Member of the City Council of Rice Lake, Wisconsin
- In office April 2009 – April 2013

Personal details
- Born: October 3, 1961 (age 64) St. Paul, Minnesota, U.S.
- Party: Republican
- Spouse: Janell Goettl
- Children: 4
- Occupation: politician
- Website: Official website; Campaign website;

= David Armstrong (Wisconsin politician) =

American politician (born 1961)

David Bruce Armstrong (born October 3, 1961) is an American businessman and Republican politician from Barron County, Wisconsin. He is a member of the Wisconsin State Assembly, representing Wisconsin's 67th Assembly district since 2025; he previously represented the 75th Assembly district from 2021 to 2025. Earlier, he served as a member of the city council of Rice Lake, Wisconsin.

==Early career==
Armstrong was active in the substance abuse testing industry, working as a vice president at Healthcomp Evaluation Services Corporation and then ClinNet Solutions. The latter was acquired by ADP in 2004. Armstrong's autobiographical website further states that he was the founder of two other health-related companies earlier in his career, both of which were acquired.

==Political career==
=== Rice Lake (2009–2013) ===
In 2009, Armstrong was elected to the Rice Lake city council, ultimately serving until 2013. Also in 2009, he joined the board of the Rice Lake Cable Commission, where he served until 2020. While on the City Council, in 2010, he was appointed to the board of the Barron County Economic Development Corporation and was chosen as executive director of the organization in 2012—a position he still holds.
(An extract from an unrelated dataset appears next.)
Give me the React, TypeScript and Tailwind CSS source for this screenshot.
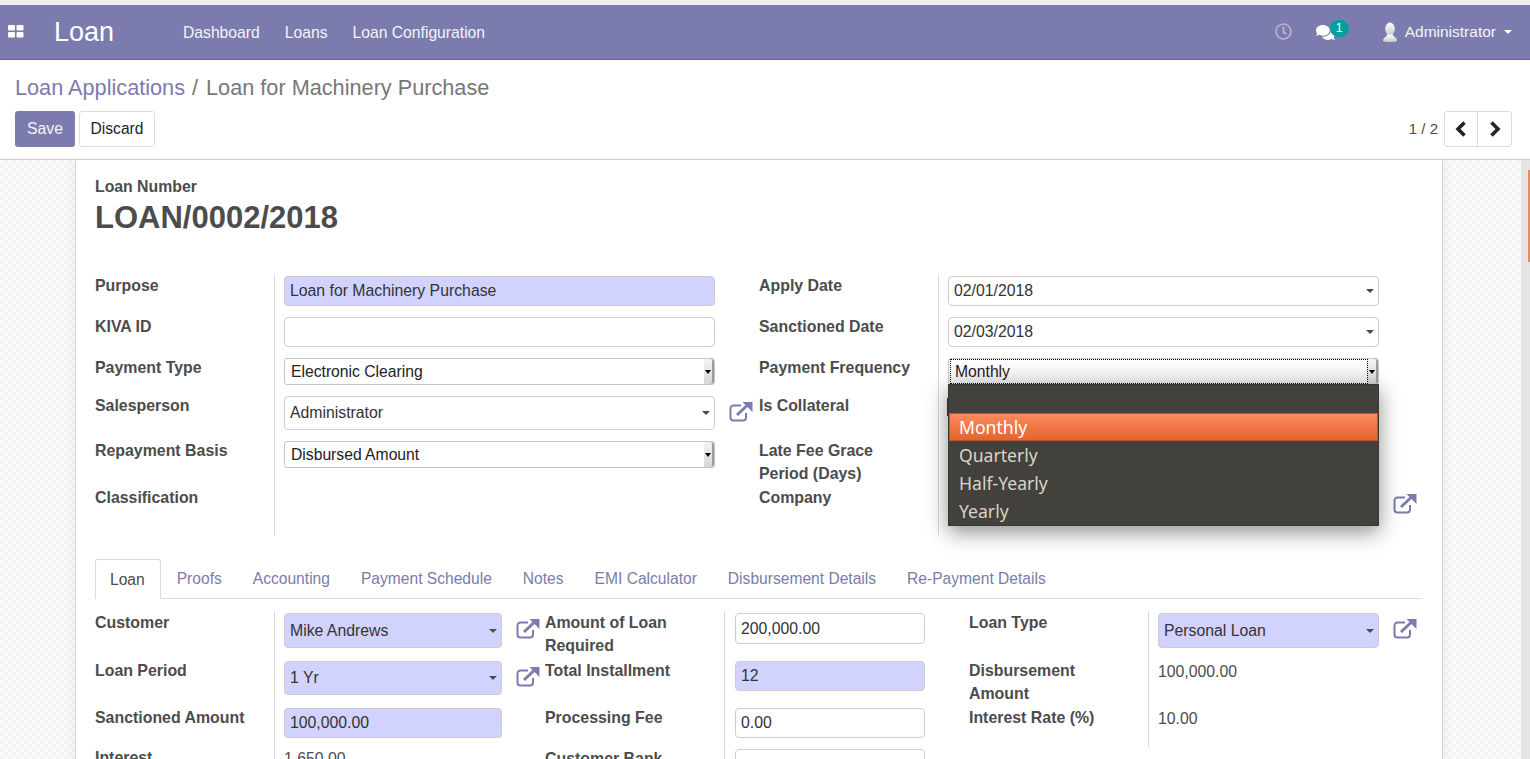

He also currently serves on the Rice Lake Utilities Commission, since 2015.

=== State Assembly ===
In March 2020, incumbent assemblymember Romaine Quinn announced he would not seek a fourth term in the Wisconsin State Assembly. Within days, Armstrong announced he would be a candidate for the Republican nomination to replace Quinn in the 75th assembly district. Armstrong did not face an opponent in the Republican primary and went on to face Democrat John C. Ellenson, a former Wisconsin Badgers basketball player, in the November general election.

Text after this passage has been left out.